• _What the task asks_:
In the records below, find the line containing "What React, TypeScript" and the line containing "import React from"; please repeat exactly the lines from one to the other, both included, and nothing more.

• _Records shown_:

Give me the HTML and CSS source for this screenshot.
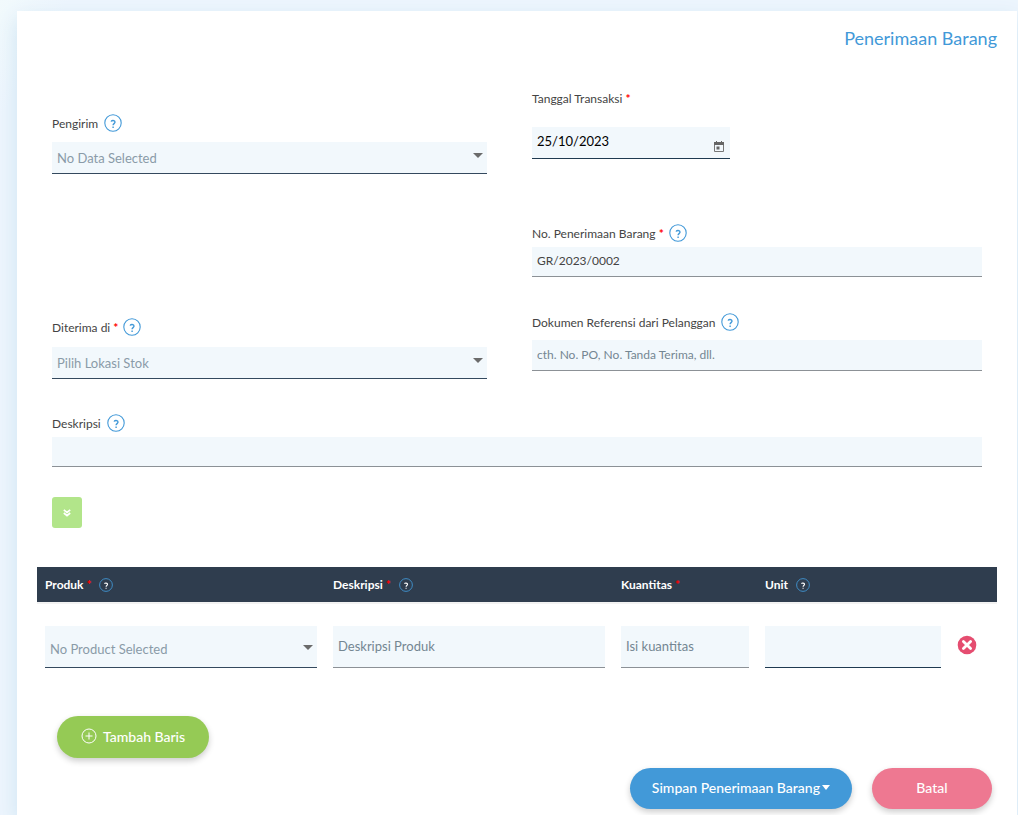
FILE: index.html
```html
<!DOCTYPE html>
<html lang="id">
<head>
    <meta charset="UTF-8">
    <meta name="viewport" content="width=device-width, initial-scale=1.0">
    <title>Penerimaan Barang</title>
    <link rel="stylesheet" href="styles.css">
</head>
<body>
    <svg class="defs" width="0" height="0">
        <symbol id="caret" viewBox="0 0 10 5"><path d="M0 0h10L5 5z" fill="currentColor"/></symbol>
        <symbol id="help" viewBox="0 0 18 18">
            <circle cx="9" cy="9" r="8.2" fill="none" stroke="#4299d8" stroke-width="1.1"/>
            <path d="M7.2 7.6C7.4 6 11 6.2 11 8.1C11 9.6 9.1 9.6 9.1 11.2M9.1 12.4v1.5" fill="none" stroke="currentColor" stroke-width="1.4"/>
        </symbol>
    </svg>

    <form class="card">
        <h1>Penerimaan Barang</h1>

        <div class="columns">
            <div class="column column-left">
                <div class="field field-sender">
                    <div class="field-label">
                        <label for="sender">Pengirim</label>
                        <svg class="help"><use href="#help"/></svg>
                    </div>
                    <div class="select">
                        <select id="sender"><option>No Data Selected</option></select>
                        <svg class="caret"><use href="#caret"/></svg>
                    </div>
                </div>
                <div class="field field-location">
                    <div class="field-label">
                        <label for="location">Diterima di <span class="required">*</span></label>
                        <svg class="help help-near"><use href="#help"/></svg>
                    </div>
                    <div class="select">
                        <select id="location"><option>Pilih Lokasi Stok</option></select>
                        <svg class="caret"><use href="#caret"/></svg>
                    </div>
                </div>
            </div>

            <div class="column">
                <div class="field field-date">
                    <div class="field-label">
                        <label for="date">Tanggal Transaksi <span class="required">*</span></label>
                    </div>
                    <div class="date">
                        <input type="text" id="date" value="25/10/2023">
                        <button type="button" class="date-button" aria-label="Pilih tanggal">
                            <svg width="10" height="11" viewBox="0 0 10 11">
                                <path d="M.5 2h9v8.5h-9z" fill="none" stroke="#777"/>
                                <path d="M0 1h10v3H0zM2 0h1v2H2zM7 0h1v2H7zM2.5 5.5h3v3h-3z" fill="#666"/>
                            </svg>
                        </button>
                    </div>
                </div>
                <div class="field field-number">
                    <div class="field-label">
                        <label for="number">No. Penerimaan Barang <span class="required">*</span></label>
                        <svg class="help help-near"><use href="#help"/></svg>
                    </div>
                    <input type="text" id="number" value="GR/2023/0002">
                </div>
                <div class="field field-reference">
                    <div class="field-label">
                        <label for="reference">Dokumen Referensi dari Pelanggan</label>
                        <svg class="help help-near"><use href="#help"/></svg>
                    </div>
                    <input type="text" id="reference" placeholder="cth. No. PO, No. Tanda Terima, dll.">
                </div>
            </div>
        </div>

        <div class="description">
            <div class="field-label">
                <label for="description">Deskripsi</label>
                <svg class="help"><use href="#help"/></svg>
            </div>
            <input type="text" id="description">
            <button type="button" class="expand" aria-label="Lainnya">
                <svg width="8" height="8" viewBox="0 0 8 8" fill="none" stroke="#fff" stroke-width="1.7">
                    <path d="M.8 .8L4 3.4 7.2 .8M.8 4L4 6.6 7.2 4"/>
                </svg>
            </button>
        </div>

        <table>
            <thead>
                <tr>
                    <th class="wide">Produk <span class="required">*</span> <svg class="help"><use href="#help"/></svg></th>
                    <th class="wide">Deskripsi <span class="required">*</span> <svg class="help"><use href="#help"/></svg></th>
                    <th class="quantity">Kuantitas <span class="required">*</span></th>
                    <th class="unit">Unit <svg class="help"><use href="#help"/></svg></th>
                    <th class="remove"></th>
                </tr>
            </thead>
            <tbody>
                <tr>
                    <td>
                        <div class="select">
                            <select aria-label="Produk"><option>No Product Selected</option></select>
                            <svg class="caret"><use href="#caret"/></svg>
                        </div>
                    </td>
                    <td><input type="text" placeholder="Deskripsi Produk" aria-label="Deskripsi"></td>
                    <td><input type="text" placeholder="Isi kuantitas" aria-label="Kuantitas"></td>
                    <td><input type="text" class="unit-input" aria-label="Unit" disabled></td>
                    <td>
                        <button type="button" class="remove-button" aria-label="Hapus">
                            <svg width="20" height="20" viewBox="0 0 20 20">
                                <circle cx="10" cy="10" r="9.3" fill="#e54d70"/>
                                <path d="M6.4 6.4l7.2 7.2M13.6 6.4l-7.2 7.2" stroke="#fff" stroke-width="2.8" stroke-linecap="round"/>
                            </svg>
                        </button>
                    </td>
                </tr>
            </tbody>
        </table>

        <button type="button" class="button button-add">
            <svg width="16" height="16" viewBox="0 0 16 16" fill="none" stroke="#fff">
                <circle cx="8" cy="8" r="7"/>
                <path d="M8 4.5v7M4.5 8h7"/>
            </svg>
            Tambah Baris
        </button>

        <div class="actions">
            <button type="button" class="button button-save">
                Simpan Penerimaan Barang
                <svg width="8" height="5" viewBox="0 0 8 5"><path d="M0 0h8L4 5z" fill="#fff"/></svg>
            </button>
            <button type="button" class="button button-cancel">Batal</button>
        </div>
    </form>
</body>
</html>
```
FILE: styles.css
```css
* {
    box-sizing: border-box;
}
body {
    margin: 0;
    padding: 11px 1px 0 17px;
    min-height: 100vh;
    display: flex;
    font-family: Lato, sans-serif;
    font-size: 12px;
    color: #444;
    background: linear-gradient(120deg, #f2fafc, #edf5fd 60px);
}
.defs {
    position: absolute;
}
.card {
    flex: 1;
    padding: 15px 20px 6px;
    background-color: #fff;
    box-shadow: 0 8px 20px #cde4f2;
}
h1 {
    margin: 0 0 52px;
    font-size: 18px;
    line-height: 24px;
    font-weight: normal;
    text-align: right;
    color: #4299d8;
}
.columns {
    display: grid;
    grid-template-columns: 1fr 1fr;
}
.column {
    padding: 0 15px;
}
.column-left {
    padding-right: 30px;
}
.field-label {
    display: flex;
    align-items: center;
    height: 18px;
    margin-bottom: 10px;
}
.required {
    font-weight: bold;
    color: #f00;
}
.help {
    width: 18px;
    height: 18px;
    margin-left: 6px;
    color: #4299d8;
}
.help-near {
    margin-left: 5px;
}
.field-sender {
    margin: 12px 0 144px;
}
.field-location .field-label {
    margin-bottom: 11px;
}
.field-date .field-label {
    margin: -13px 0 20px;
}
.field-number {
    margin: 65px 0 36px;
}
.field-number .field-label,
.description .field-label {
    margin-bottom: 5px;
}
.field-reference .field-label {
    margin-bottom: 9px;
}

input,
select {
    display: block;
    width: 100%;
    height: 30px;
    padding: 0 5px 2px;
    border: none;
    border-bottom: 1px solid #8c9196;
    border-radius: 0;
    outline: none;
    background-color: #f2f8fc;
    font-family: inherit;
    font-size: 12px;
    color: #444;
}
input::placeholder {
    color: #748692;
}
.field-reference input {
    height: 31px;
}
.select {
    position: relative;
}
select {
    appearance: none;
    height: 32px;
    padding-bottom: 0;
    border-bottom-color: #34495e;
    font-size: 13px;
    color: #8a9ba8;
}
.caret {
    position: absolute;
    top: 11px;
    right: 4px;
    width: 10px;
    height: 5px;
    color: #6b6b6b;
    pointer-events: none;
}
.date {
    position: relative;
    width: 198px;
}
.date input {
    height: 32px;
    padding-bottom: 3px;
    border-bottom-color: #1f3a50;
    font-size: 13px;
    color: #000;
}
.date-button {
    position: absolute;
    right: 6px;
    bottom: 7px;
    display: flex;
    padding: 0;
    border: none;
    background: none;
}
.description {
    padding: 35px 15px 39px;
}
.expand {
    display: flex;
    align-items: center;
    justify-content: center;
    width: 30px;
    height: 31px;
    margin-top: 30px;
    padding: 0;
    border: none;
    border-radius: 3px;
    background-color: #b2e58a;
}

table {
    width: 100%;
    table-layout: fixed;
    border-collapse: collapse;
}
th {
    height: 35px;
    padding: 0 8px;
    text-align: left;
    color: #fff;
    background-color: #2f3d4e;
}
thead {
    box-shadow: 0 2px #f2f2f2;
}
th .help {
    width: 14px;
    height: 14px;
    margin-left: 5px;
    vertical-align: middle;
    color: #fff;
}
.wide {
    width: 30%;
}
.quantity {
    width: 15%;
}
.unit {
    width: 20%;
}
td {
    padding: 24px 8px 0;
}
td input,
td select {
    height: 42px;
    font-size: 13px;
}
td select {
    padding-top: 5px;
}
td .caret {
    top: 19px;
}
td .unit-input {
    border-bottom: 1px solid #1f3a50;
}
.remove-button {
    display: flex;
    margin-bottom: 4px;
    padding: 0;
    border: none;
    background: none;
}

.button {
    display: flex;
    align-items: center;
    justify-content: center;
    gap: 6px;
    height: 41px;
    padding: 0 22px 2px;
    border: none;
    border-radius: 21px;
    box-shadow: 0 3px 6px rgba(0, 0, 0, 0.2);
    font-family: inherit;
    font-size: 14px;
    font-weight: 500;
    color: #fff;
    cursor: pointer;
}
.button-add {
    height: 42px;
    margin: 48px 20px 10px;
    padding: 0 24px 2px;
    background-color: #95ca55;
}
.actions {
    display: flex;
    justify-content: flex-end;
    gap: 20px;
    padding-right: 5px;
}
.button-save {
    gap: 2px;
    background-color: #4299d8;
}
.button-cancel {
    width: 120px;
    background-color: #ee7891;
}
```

--

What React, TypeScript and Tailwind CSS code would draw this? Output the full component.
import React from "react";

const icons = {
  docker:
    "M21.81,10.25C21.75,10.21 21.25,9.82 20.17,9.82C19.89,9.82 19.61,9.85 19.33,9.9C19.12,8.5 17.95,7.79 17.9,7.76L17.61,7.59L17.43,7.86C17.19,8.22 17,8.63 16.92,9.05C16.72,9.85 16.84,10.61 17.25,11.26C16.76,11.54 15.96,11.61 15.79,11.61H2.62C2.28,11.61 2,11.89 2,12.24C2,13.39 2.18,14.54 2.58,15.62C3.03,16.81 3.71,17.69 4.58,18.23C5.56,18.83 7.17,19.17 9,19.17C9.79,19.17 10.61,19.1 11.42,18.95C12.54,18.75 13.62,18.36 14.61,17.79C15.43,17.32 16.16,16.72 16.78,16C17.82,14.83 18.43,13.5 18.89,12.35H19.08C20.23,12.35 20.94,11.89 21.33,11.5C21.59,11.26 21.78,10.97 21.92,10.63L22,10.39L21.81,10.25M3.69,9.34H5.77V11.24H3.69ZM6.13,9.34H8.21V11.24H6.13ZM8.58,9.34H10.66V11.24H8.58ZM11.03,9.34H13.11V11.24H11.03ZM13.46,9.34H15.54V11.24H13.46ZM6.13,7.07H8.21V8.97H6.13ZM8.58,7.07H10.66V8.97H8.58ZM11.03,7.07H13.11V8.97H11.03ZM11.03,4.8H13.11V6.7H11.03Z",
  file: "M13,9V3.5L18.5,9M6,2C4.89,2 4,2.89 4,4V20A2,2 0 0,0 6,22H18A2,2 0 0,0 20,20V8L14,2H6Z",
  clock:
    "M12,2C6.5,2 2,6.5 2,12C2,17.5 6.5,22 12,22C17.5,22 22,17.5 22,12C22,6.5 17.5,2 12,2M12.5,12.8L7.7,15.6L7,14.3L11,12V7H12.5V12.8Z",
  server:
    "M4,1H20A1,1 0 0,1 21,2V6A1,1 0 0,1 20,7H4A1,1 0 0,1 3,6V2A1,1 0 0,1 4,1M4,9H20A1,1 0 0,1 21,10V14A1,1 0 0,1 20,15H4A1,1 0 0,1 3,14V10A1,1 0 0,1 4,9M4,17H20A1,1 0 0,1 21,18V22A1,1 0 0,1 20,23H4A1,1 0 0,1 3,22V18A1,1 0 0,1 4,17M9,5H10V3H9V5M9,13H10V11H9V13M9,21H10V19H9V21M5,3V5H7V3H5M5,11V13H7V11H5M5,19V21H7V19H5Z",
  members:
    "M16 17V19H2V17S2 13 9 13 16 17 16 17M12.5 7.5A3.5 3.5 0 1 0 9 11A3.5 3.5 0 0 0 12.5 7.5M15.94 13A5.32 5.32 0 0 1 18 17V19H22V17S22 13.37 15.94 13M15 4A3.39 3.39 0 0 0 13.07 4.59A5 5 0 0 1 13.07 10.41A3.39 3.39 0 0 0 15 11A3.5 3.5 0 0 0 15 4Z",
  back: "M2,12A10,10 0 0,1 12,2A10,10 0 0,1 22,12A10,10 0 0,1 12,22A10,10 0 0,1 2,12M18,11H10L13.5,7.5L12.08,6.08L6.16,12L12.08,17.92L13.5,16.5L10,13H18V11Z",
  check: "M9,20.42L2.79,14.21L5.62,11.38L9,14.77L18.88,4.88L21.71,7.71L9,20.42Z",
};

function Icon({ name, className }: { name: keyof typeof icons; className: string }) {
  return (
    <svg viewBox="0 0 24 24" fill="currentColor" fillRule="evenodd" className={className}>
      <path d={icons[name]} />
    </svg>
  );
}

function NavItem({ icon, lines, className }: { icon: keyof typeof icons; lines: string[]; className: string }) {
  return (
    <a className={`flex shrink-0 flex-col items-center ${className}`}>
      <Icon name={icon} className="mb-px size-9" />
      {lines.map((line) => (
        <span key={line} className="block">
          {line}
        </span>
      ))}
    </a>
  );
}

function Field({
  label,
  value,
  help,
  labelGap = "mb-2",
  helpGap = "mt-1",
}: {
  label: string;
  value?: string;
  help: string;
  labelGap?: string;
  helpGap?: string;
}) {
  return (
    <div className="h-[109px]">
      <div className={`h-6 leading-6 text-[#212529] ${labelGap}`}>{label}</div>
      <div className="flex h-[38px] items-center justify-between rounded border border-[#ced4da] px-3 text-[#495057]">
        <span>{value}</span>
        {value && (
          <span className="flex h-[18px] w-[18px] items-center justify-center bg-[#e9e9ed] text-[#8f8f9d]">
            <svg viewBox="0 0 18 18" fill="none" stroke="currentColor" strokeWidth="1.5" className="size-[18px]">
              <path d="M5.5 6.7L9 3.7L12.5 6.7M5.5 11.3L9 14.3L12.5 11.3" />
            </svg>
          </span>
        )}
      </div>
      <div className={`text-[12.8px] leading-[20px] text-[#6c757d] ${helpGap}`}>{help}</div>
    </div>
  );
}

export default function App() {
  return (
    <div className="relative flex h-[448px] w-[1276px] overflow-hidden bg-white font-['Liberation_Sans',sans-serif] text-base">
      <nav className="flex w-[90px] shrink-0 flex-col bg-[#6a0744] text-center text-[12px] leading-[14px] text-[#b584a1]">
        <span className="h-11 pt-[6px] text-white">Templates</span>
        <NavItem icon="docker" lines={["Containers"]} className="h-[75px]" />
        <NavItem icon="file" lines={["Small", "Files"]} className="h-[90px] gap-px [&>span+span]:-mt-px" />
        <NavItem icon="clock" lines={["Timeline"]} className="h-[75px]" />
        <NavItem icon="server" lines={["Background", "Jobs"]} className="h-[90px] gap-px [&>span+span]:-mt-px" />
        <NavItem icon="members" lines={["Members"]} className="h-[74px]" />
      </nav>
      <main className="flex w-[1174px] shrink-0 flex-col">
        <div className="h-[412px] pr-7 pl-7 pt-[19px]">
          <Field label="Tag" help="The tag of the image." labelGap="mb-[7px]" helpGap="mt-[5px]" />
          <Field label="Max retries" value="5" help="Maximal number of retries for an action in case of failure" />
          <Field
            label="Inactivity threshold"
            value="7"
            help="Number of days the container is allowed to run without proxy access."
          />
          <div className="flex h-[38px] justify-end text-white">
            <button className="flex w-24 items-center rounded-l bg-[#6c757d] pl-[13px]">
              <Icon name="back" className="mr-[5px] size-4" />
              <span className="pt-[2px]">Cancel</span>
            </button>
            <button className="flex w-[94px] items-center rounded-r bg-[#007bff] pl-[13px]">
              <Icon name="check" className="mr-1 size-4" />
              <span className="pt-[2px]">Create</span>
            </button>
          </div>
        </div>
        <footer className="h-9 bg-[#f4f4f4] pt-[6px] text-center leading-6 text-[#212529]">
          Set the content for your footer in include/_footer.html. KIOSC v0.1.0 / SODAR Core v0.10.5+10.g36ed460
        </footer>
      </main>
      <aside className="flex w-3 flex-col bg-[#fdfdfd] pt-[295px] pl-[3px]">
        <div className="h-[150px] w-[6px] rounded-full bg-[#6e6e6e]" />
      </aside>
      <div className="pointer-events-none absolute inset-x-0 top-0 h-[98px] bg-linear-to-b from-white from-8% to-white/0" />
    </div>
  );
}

• _Complete answer_:
What React, TypeScript and Tailwind CSS code would draw this? Output the full component.
import React from "react";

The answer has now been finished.